Extracted records:
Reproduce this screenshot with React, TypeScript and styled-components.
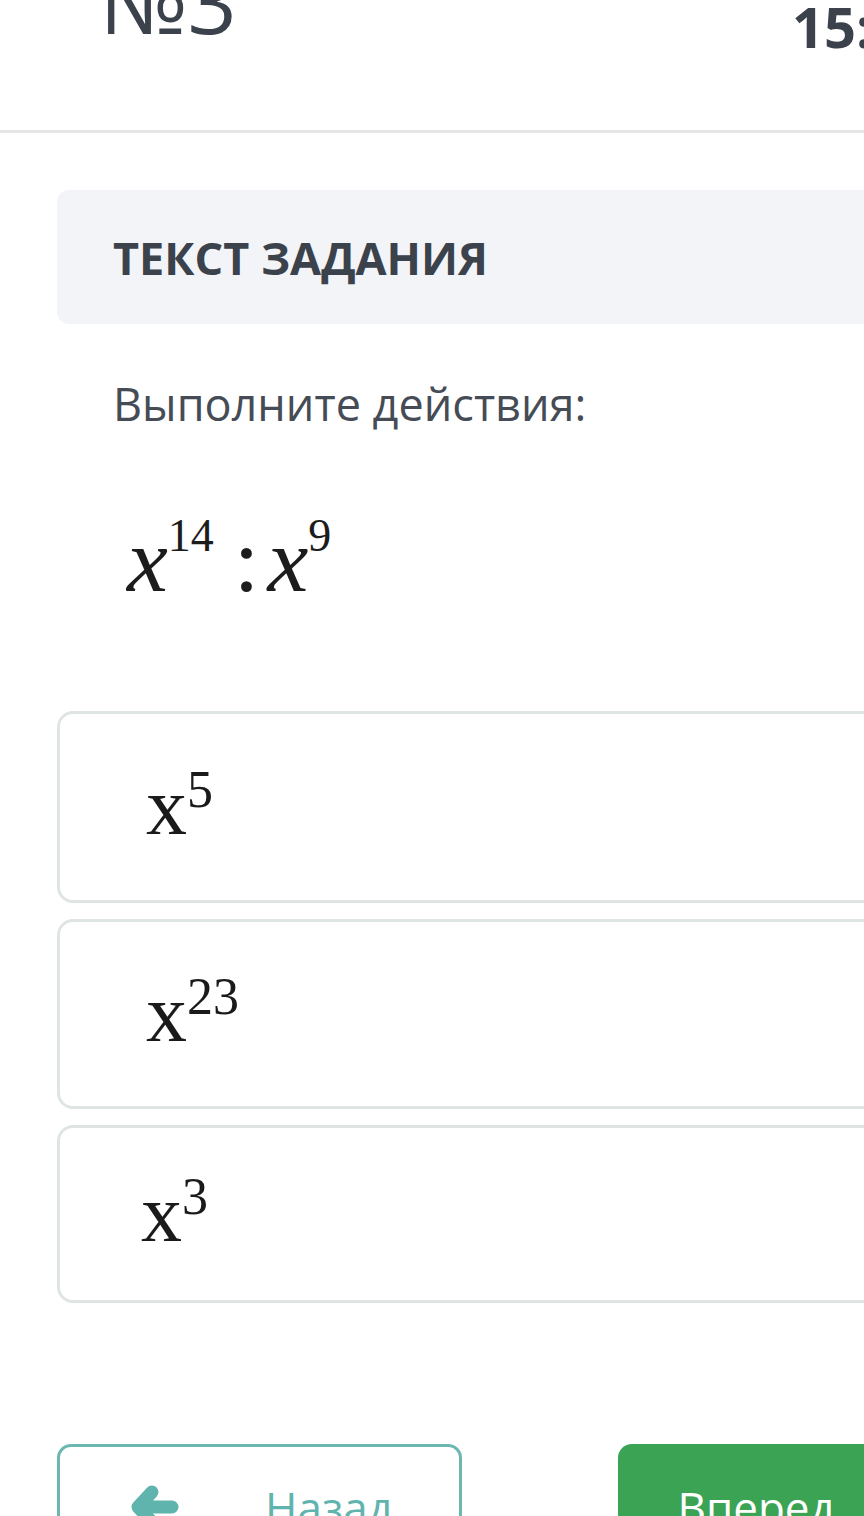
import React from "react";
import styled, { createGlobalStyle } from "styled-components";

const GlobalStyle = createGlobalStyle`
  html, body {
    margin: 0;
    padding: 0;
    background: #ffffff;
    overflow: hidden;
  }
  body {
    font-family: "Open Sans", "Liberation Sans", sans-serif;
    color: #3b424c;
  }
`;

const Page = styled.div`
  width: 864px;
  height: 1516px;
  overflow: hidden;
`;

const Header = styled.header`
  display: flex;
  align-items: flex-start;
  height: 130px;
  padding-left: 100px;
  border-bottom: 3px solid #e6e6e6;
`;

const Title = styled.h1`
  margin: -42px 0 0;
  font-size: 86px;
  font-weight: 400;
  line-height: 1;
  color: #3b424c;
`;

const Timer = styled.div`
  margin-left: auto;
  margin-right: -8px;
  margin-top: -2px;
  font-size: 56px;
  font-weight: 700;
  line-height: 1;
  color: #3b424c;
`;

const Content = styled.main`
  width: 960px;
  padding-left: 57px;
`;

const TaskBar = styled.div`
  display: flex;
  align-items: center;
  height: 134px;
  margin-top: 57px;
  padding-left: 56px;
  background: #f2f4f7;
  border-radius: 12px;
`;

const TaskLabel = styled.h2`
  margin: 0;
  font-size: 45px;
  font-weight: 700;
  color: #3b424c;
`;

const Question = styled.p`
  margin: 48px 0 0 56px;
  font-size: 45px;
  line-height: 1.4;
  color: #454c55;
`;

const Formula = styled.div`
  margin: 79px 0 0 70px;
  height: 110px;
  font-family: "Liberation Serif", "Times New Roman", serif;
  font-style: italic;
  font-size: 92px;
  line-height: 1;
  color: #1c1c1c;
`;

const Sup = styled.span<{ $size: number; $raise: number }>`
  font-style: normal;
  font-size: ${(p) => p.$size}px;
  line-height: 0;
  vertical-align: ${(p) => p.$raise}px;
`;

const Colon = styled.span`
  font-style: normal;
  margin: 0 8px 0 20px;
`;

const Answers = styled.div`
  display: flex;
  flex-direction: column;
  gap: 16px;
  margin-top: 87px;
`;

const AnswerCard = styled.div<{ $h: number; $pad: number }>`
  display: flex;
  align-items: center;
  height: ${(p) => p.$h}px;
  box-sizing: border-box;
  padding-left: ${(p) => p.$pad}px;
  border: 3px solid #dfe4e4;
  border-radius: 16px;
  background: #fff;
`;

const AnswerText = styled.div`
  font-family: "Liberation Serif", "Times New Roman", serif;
  font-size: 82px;
  line-height: 1;
  color: #1a1a1a;
`;

const Buttons = styled.div`
  display: flex;
  gap: 156px;
  margin-top: 141px;
`;

const BackButton = styled.button`
  display: flex;
  align-items: center;
  gap: 86px;
  width: 405px;
  height: 126px;
  padding: 0 0 0 70px;
  box-sizing: border-box;
  border: 3px solid #6bb8b3;
  border-radius: 14px;
  background: #fff;
  color: #5fb4ae;
  font-family: "Open Sans", "Liberation Sans", sans-serif;
  font-size: 44px;
`;

const NextButton = styled.button`
  display: flex;
  align-items: center;
  width: 400px;
  height: 126px;
  padding: 0 0 0 60px;
  box-sizing: border-box;
  border: none;
  border-radius: 14px;
  background: #3ba354;
  color: #fff;
  font-family: "Open Sans", "Liberation Sans", sans-serif;
  font-size: 44px;
`;

const BackArrow = () => (
  <svg width="49" height="44" viewBox="0 0 49 44" fill="none">
    <path
      d="M22 7 L8 22 L22 37 M9 22 H42"
      stroke="#5fb4ae"
      strokeWidth="13"
      strokeLinecap="round"
      strokeLinejoin="round"
    />
  </svg>
);

const answers = [
  { exp: "5", h: 192, pad: 86 },
  { exp: "23", h: 190, pad: 86 },
  { exp: "3", h: 178, pad: 81 },
];

export default function App() {
  return (
    <Page>
      <GlobalStyle />
      <Header>
        <Title>№3</Title>
        <Timer>15:</Timer>
      </Header>
      <Content>
        <TaskBar>
          <TaskLabel>ТЕКСТ ЗАДАНИЯ</TaskLabel>
        </TaskBar>
        <Question>Выполните действия:</Question>
        <Formula>
          x<Sup $size={46} $raise={40}>14</Sup>
          <Colon>:</Colon>x<Sup $size={46} $raise={40}>9</Sup>
        </Formula>
        <Answers>
          {answers.map((a) => (
            <AnswerCard key={a.exp} $h={a.h} $pad={a.pad}>
              <AnswerText>
                x<Sup $size={52} $raise={27}>{a.exp}</Sup>
              </AnswerText>
            </AnswerCard>
          ))}
        </Answers>
        <Buttons>
          <BackButton>
            <BackArrow />
            Назад
          </BackButton>
          <NextButton>Вперед</NextButton>
        </Buttons>
      </Content>
    </Page>
  );
}
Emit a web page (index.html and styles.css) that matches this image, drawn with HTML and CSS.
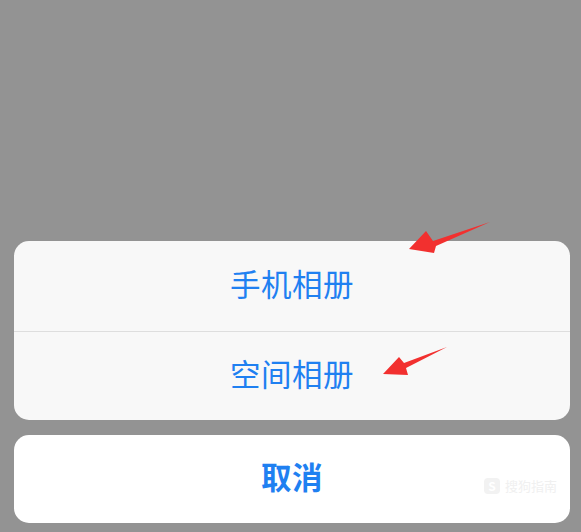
FILE: index.html
```html
<!DOCTYPE html>
<html lang="zh-CN">
<head>
  <meta charset="UTF-8" />
  <meta name="viewport" content="width=device-width, initial-scale=1.0"/>
  <title>选择相册</title>
  <link rel="stylesheet" href="styles.css">
</head>
<body>

  <div class="screen">
    <div class="sheet">
      <div class="sheet-group">
        <button class="sheet-item">手机相册</button>
        <button class="sheet-item">空间相册</button>
      </div>
      <div class="sheet-group cancel">
        <button class="sheet-item">取消</button>
      </div>
    </div>

    <!-- red annotation arrows -->
    <svg class="marks" width="581" height="532" viewBox="0 0 581 532">
      <polygon points="490,222 433,241 426,231 409,249 434,253 436,246" fill="#f2302f"/>
      <polygon points="447,347 404,363 399,357 383,374 408,375 406,368" fill="#f2302f"/>
    </svg>

    <div class="watermark"><span class="wm-logo">S</span>搜狗指南</div>
  </div>

</body>
</html>
```

FILE: styles.css
```css
body {
  margin: 0;
  padding: 0;
  background: #939393;
  font-family: "Noto Sans CJK SC", "Noto Sans", sans-serif;
}
.screen {
  position: relative;
  width: 581px;
  height: 532px;
  overflow: hidden;
  display: flex;
  flex-direction: column;
  justify-content: flex-end;
}
.sheet {
  display: flex;
  flex-direction: column;
  gap: 15px;
  padding: 0 11px 9px 14px;
}
.sheet-group {
  background: #f8f8f8;
  border-radius: 15px;
  overflow: hidden;
  display: flex;
  flex-direction: column;
}
.sheet-item {
  height: 90px;
  border: none;
  background: transparent;
  font-family: inherit;
  font-size: 30.5px;
  letter-spacing: 0.5px;
  color: #1f80f1;
  display: flex;
  align-items: center;
  justify-content: center;
  padding: 0 0 6px 0;
}
.sheet-item + .sheet-item {
  border-top: 1px solid #dedede;
  height: 89px;
}
.cancel {
  background: #ffffff;
}
.cancel .sheet-item {
  height: 88px;
  font-weight: 700;
}
.marks {
  position: absolute;
  left: 0;
  top: 0;
}
.watermark {
  position: absolute;
  left: 484px;
  top: 476px;
  font-size: 13px;
  color: #f0f0f0;
  display: flex;
  align-items: center;
  gap: 5px;
}
.wm-logo {
  width: 16px;
  height: 16px;
  border-radius: 4px;
  background: #f2f2f2;
  color: #ffffff;
  font-size: 12px;
  font-weight: 700;
  display: flex;
  align-items: center;
  justify-content: center;
}
```
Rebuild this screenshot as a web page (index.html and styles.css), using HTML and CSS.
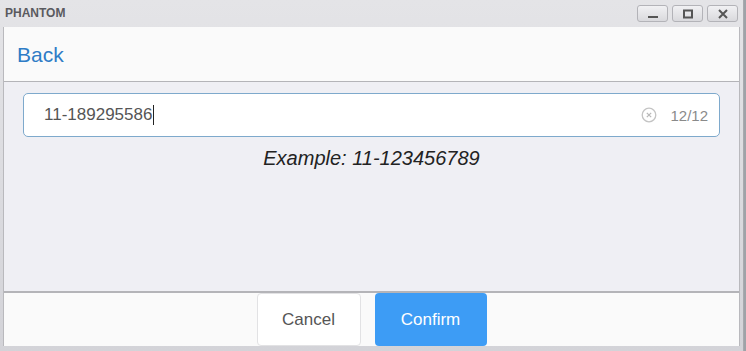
FILE: index.html
```html
<!DOCTYPE html>
<html lang="en">

<head>
    <meta charset="UTF-8">
    <meta name="viewport" content="width=device-width, initial-scale=1">
    <title>PHANTOM</title>
    <link rel="stylesheet" href="styles.css">
</head>

<body>

    <div class="window">
        <div class="titlebar">
            <span class="app-name">PHANTOM</span>
            <div class="win-buttons">
                <button class="win-btn">
                    <svg width="12" height="10" viewBox="0 0 12 10"><rect x="1" y="7" width="10" height="2" fill="#555" /></svg>
                </button>
                <button class="win-btn">
                    <svg width="12" height="10" viewBox="0 0 12 10"><rect x="2" y="1.5" width="8" height="7" fill="none" stroke="#555" stroke-width="2" /></svg>
                </button>
                <button class="win-btn">
                    <svg width="12" height="10" viewBox="0 0 12 10"><path d="M2 1 L10 9 M10 1 L2 9" stroke="#555" stroke-width="2" /></svg>
                </button>
            </div>
        </div>

        <div class="app">
            <div class="header">
                <a class="back-link">Back</a>
            </div>

            <div class="content">
                <div class="field">
                    <div class="field-value">11-189295586<span class="caret"></span></div>
                    <svg class="clear-icon" width="16" height="16" viewBox="0 0 16 16">
                        <circle cx="8" cy="8" r="6.8" fill="none" stroke="#c4c4c4" stroke-width="1.3" />
                        <path d="M5.8 5.8 L10.2 10.2 M10.2 5.8 L5.8 10.2" stroke="#b8b8b8" stroke-width="1.2" />
                    </svg>
                    <span class="counter">12/12</span>
                </div>
                <p class="hint">Example: 11-123456789</p>
            </div>

            <div class="footer">
                <button class="btn btn-cancel">Cancel</button>
                <button class="btn btn-confirm">Confirm</button>
            </div>
        </div>
    </div>

</body>

</html>
```

FILE: styles.css
```css
* {
    box-sizing: border-box;
}

html,
body {
    margin: 0;
    padding: 0;
}

body {
    font-family: "Liberation Sans", Arial, sans-serif;
    background-color: #9ea3a8;
    width: 746px;
    height: 351px;
    overflow: hidden;
}

.window {
    width: 744px;
    height: 351px;
    display: flex;
    flex-direction: column;
    background: linear-gradient(#e4e4e7, #d3d3d8);
    border-right: 1px solid #a9a9ae;
    padding: 0 3px 5px 3px;
}

.titlebar {
    height: 27px;
    display: flex;
    align-items: flex-start;
    justify-content: space-between;
    flex-shrink: 0;
}

.app-name {
    font-size: 12px;
    font-weight: bold;
    color: #5a5a5f;
    margin-top: 6px;
    margin-left: 2px;
}

.win-buttons {
    display: flex;
    gap: 4px;
    margin-top: 5px;
    margin-right: 2px;
}

.win-btn {
    width: 31px;
    height: 17px;
    padding: 0;
    border: 1px solid #b3b3b8;
    border-radius: 3px;
    background: linear-gradient(#f1f1f3, #d9d9dd);
    display: flex;
    align-items: center;
    justify-content: center;
}

.app {
    flex: 1;
    display: flex;
    flex-direction: column;
    background-color: #efeff4;
    border: 1px solid #b9b9bd;
    border-top: none;
    border-bottom: none;
}

.header {
    height: 55px;
    background-color: #fafafa;
    border-bottom: 1px solid #b4b4b8;
    display: flex;
    align-items: center;
    padding-left: 13px;
    padding-top: 1px;
}

.back-link {
    font-size: 21px;
    color: #2e7cc6;
}

.content {
    flex: 1;
    padding: 11px 19px 0 19px;
}

.field {
    height: 44px;
    background-color: #fff;
    border: 1px solid #7ea9cc;
    border-radius: 5px;
    display: flex;
    align-items: center;
    padding: 0 11px 0 20px;
}

.field-value {
    flex: 1;
    font-size: 17px;
    color: #555;
    display: flex;
    align-items: center;
}

.caret {
    display: inline-block;
    width: 1px;
    height: 20px;
    background-color: #222;
    margin-left: 1px;
}

.clear-icon {
    margin-right: 13px;
}

.counter {
    font-size: 15px;
    color: #8a8a8a;
}

.hint {
    margin: 10px 0 0 0;
    text-align: center;
    font-size: 20px;
    font-style: italic;
    color: #222;
}

.footer {
    height: 55px;
    background-color: #fafafa;
    border-top: 2px solid #b4b4b8;
    display: flex;
    justify-content: center;
    gap: 14px;
}

.btn {
    font-family: "Liberation Sans", Arial, sans-serif;
    font-size: 17px;
    border-radius: 4px;
    cursor: pointer;
    height: 100%;
}

.btn-cancel {
    width: 104px;
    background-color: #fff;
    border: 1px solid #e2e2e4;
    color: #555;
}

.btn-confirm {
    width: 112px;
    background-color: #3d9cf5;
    border: none;
    color: #fff;
}
```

What to do:
Give only the number of lines in the data that hold the word "components".

Result of the task:
2